I saw that happen to two people at a con game of Shadowrun. Which meant they paid to sit there at the table doing nothing while everyone else went on the adventure.

That was one of the last straws that made me give up on Shadowrun's organized play.
 

Retreater

Legend
I saw that happen to two people at a con game of Shadowrun. Which meant they paid to sit there at the table doing nothing while everyone else went on the adventure.

That was one of the last straws that made me give up on Shadowrun's organized play.
Any time I go to a bad con game, I have a code phrase I use. If I go with a group of friends to play together, this is specifically helpful to gauge if they're having fun.
"Did Jeremiah have a key to the room?"
If they're willing to give it a bit more time, they will say "I don't think so - but we should be back before he is."
But if it's clear that I'm done, I'll say, "Jeremiah has locked himself out of the room." And if they want to leave they'll say, "I'll have to give you a ride."
Last GenCon, there was a game so bad that I got up, reading my phone, "Oh sh*t! Jeremiah was hit by a car. I'm going to have to go to the hospital."
And of course, our friend Jeremiah actually had locked himself out of the room once. And yes, we still use this code even if he's sitting at the table with us.
 

Liane the Wayfarer

Frumious Flumph
One of the biggest of the problems with Organized Play modules (and there are many, many problems, if for no other reason than because the program is so large) is poor writing.
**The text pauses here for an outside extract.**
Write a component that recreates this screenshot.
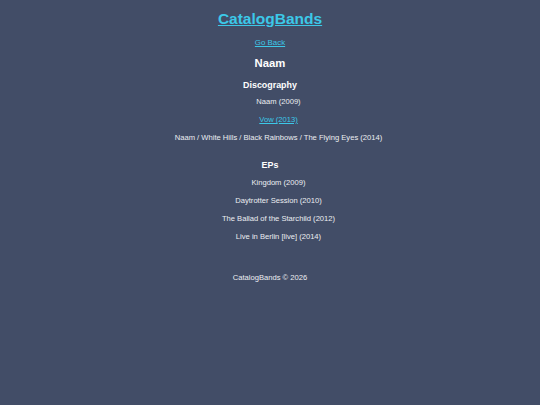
export default function App() {
  const albums = [
    { title: "Naam (2009)" },
    { title: "Vow (2013)", link: true },
    { title: "Naam / White Hills / Black Rainbows / The Flying Eyes (2014)" },
  ];
  const eps = [
    "Kingdom (2009)",
    "Daytrotter Session (2010)",
    "The Ballad of the Starchild (2012)",
    "Live in Berlin [live] (2014)",
  ];
  return (
    <div
      className="min-h-[405px] w-full bg-[#424d67] text-center text-[#eceef2]"
      style={{ fontFamily: '"Liberation Sans", Arial, sans-serif' }}
    >
      <div className="pt-[9px]">
        <a href="#" className="block text-[15.5px] font-bold leading-[20px] text-[#3cc8e8] underline">
          CatalogBands
        </a>
        <a href="#" className="mt-[6px] block text-[7.9px] leading-[16px] text-[#3cc8e8] underline">
          Go Back
        </a>
        <h2 className="mt-[3px] text-[11.3px] font-bold leading-[18px] text-white">Naam</h2>
        <h3 className="mt-[5px] text-[8.9px] font-bold leading-[16px] text-white">Discography</h3>
        <ul className="pl-[17px]">
          {albums.map((a) =>
            a.link ? (
              <li key={a.title} className="text-[7.6px] leading-[18px]">
                <a href="#" className="text-[#3cc8e8] underline">
                  {a.title}
                </a>
              </li>
            ) : (
              <li key={a.title} className="text-[7.6px] leading-[18px]">
                {a.title}
              </li>
            )
          )}
        </ul>
        <h3 className="mt-[9px] text-[8.9px] font-bold leading-[18px] text-white">EPs</h3>
        <ul className="pl-[17px]">
          {eps.map((e) => (
            <li key={e} className="text-[7.6px] leading-[18px]">
              {e}
            </li>
          ))}
        </ul>
        <footer className="mt-[23px] text-[7.6px] leading-[18px]">CatalogBands © 2026</footer>
      </div>
    </div>
  );
}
Currently they are paid authors, but back in the day anybody could submit a module and the campaigns were usually so starved for content to "feed the beast" that they accepted a lot of what I like to think of as "failed short stories" (or "failed novel chapters.") Writing a good scenario is a very, very different skill set from writing a good novel. I will heartily recommend any Organized Play scenarios written by some authors who know what they're doing; for example, even if Will Doyle wrote a bad module (I haven't read all of his, maybe he did, I don't know) I think it would still be very playable. His convention specials are really, really well done and if the DM has chops they are entertaining for the whole table.
Any time I go to a bad con game, I have a code phrase I use. If I go with a group of friends to play together, this is specifically helpful to gauge if they're having fun.
"Did Jeremiah have a key to the room?"
If they're willing to give it a bit more time, they will say "I don't think so - but we should be back before he is."
But if it's clear that I'm done, I'll say, "Jeremiah has locked himself out of the room." And if they want to leave they'll say, "I'll have to give you a ride."
Last GenCon, there was a game so bad that I got up, reading my phone, "Oh sh*t! Jeremiah was hit by a car. I'm going to have to go to the hospital."
And of course, our friend Jeremiah actually had locked himself out of the room once. And yes, we still use this code even if he's sitting at the table with us.
That is a fantastic idea that I will be stealing after the Plague has been conquered and we once again feel free to Roam the Land.